13. The system of claim 12, wherein the at least one processor configured to revise dynamically is further configured to:

detect that a percentage of nodes subject to insertion resulting in a split exceeds an electronically stored split threshold value; and

narrow a node split requirement by revising at least one of: the percentage overlap threshold value, the node size threshold value, the squareness threshold value, or the memory consumption threshold value.

14. The system of claim 11, wherein the at least one processor is further configured to retrieve at least a portion of the high dimensional data from the node of the tree data structure.

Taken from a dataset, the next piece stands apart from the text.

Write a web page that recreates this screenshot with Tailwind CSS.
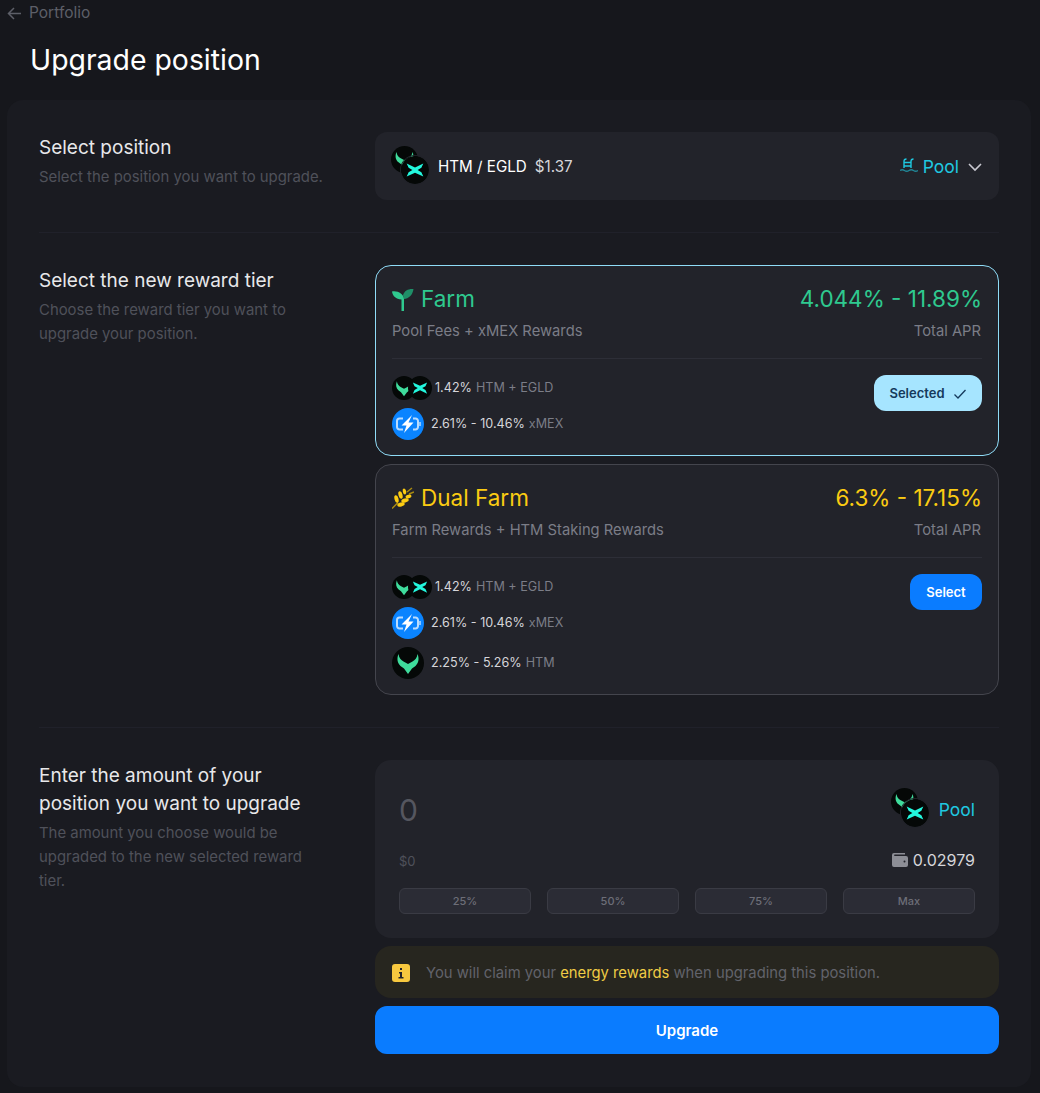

15. The system of claim 11, wherein the at least one processor configured to select a node is further configured to:

determine a set of candidate nodes; and

determine a subset of candidate nodes that would not require enlargement of respective minimal bounding rectangles in order to accommodate an insertion of the high dimensional data.

16. The system of claim 15, wherein the at least one processor configured to select a node is further configured to:

if the subset of candidate nodes is empty, rank the set of candidate nodes according to at least a number of child nodes and a memory usage.

17. The system of clam 16, wherein the of least one processor configured to select a node is further configured to rank lexicographically according to at least a number of child nodes and a memory usage.

18. The system of claim 15, wherein the at least one processor configured to select a node is further configured to:

if the subset of candidate nodes is non-empty, rank the subset of candidate nodes according to at least a percentage overlap, a squareness, a number of child nodes, and a memory usage.

19. The system of claim 18, wherein the at least one processor configured to select a node is further configured to rank lexicographically according to at least a percentage overlap, a square less, a number of child nodes, and a memory usage.

20. The system of claim 11, wherein the high dimensional data comprises data having a dimension of at least four.